One way would be to bang your head into the wall and cause an injury serious enough that a doctor could testify that you have brain damage and therefore memory loss.
If I was innocent, and legitimately forgot my password, and faced an indefinite time locked away, I would probably actually consider that as an option. Now that act itself could be an act of contempt, but then again you could always use the excuse that someone else did it to you. Or you could pick a sufficiently damaging fight with another inmate or guard.
If indefinite imprisonment can result from one's failure to prove that one does not remember (or never knew) some piece of information, I consider that a serious flaw in our legal system.
As the note at the bottom of the article implies, "hashes" of files on an encrypted disk? WTF?
"Bleeping Computer users have pointed out that you cannot match file hashes to encrypted content. The article was updated with a link to court documents from where the prosecution's statement was cited."
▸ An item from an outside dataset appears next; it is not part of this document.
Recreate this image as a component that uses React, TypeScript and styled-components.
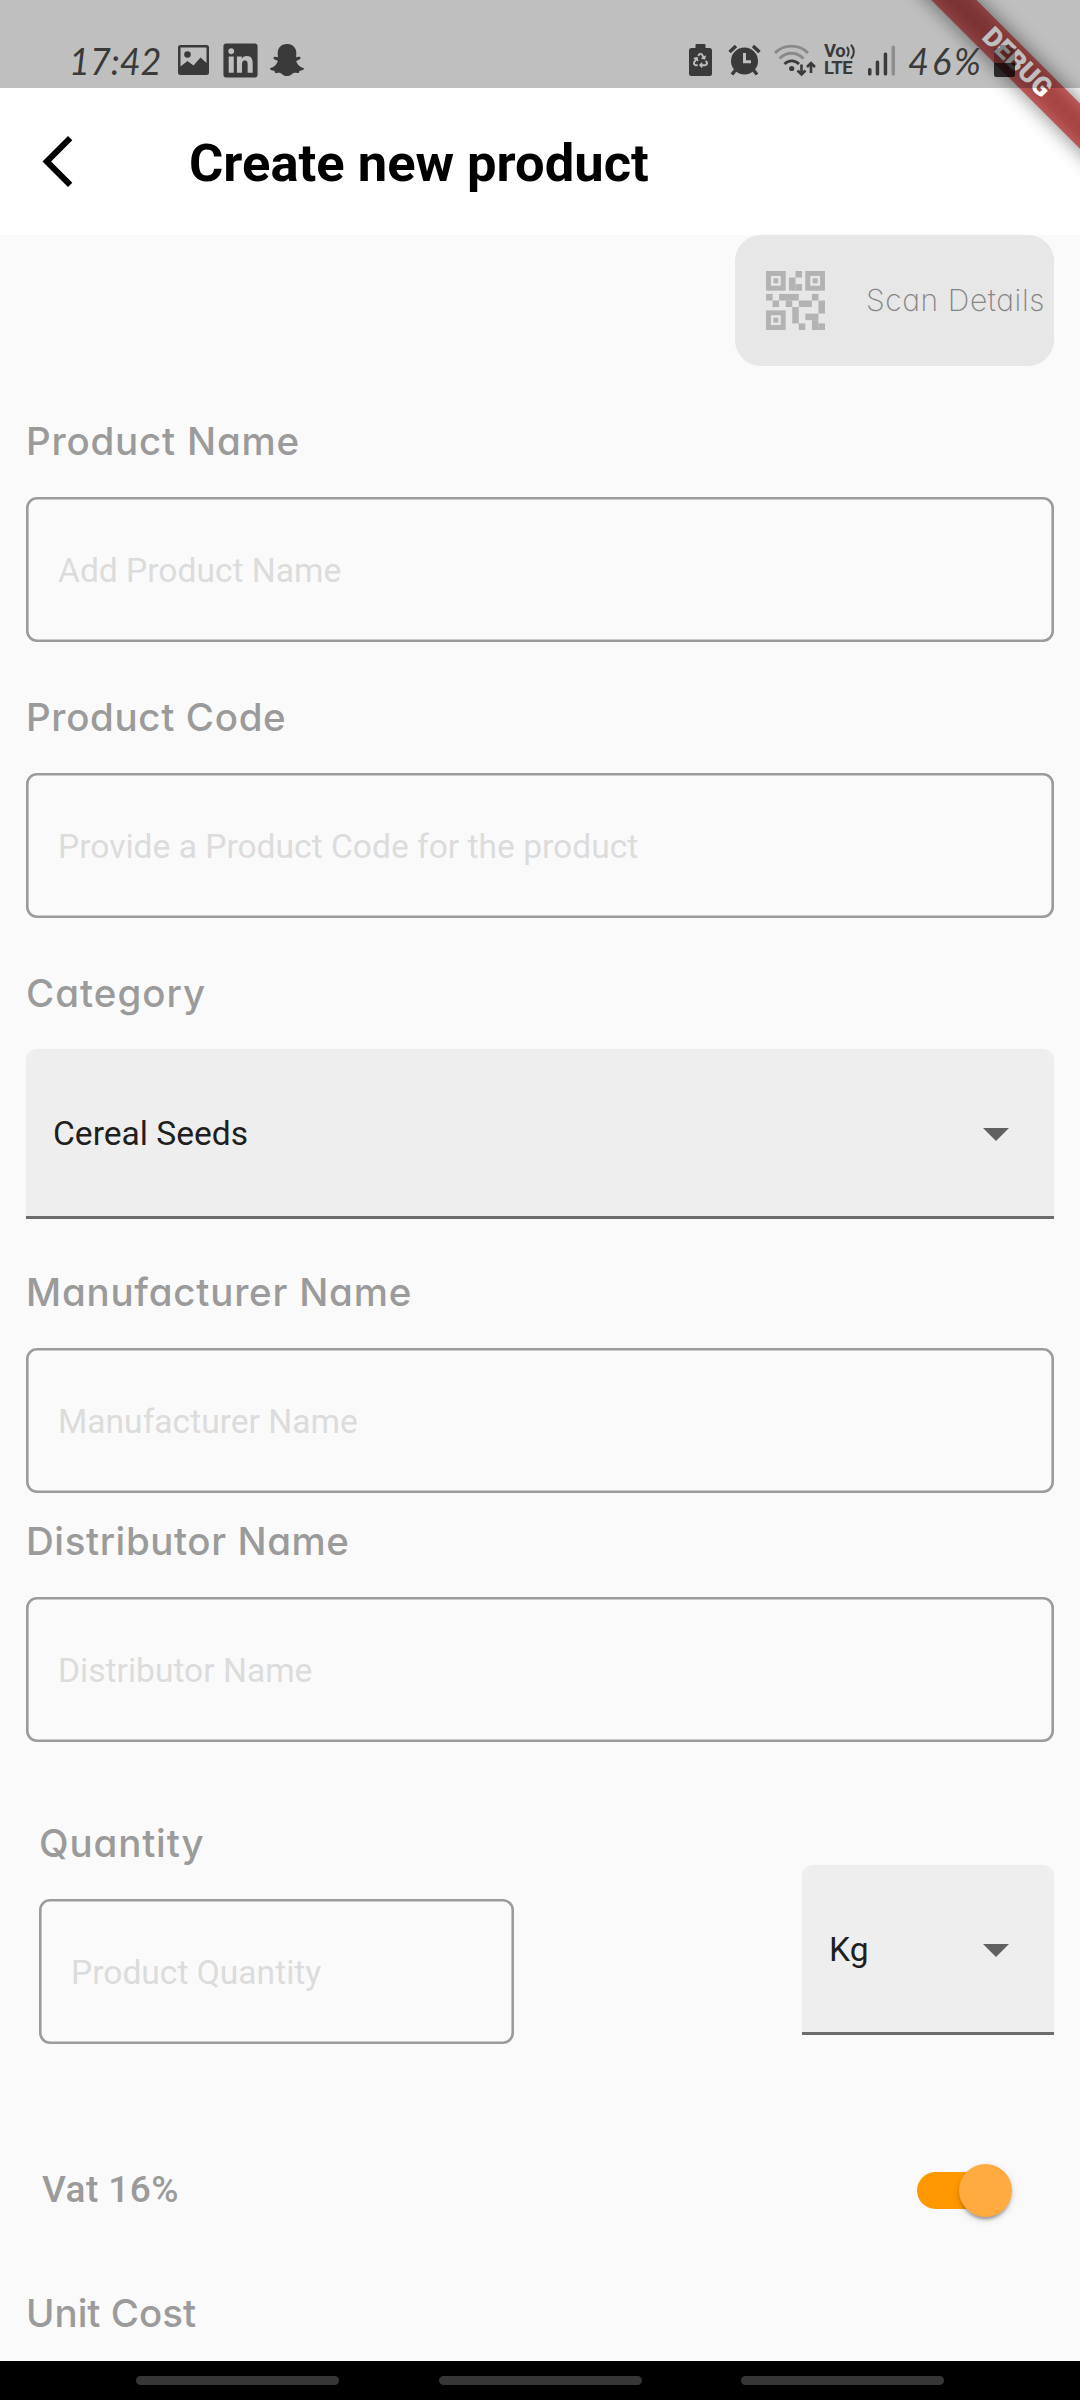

They have to convince a court beyond reasonable doubt that you know the password, AFAIK. An extreme example would be pulling the power plug on a computer you're using as the police arrive: you'd be hard pushed to convince a jury beyond reasonable doubt that you don't know it. Of course, shades of gray, etc.
Maybe if you kept a live Linux USB bootable drive plugged in at all times, you could say that you can't access the installed OS...might have a problem with time-stamps and such but that should be fixable
It's odd that you can be required to prove your own innocence beyond reasonable doubt. I would have sworn that it was supposed to work the other way around.
Did you read? He showed the pictures to his sister so the court is reasonable certain that he does know the password. If that's the case then he lied to police which is an offense in itself.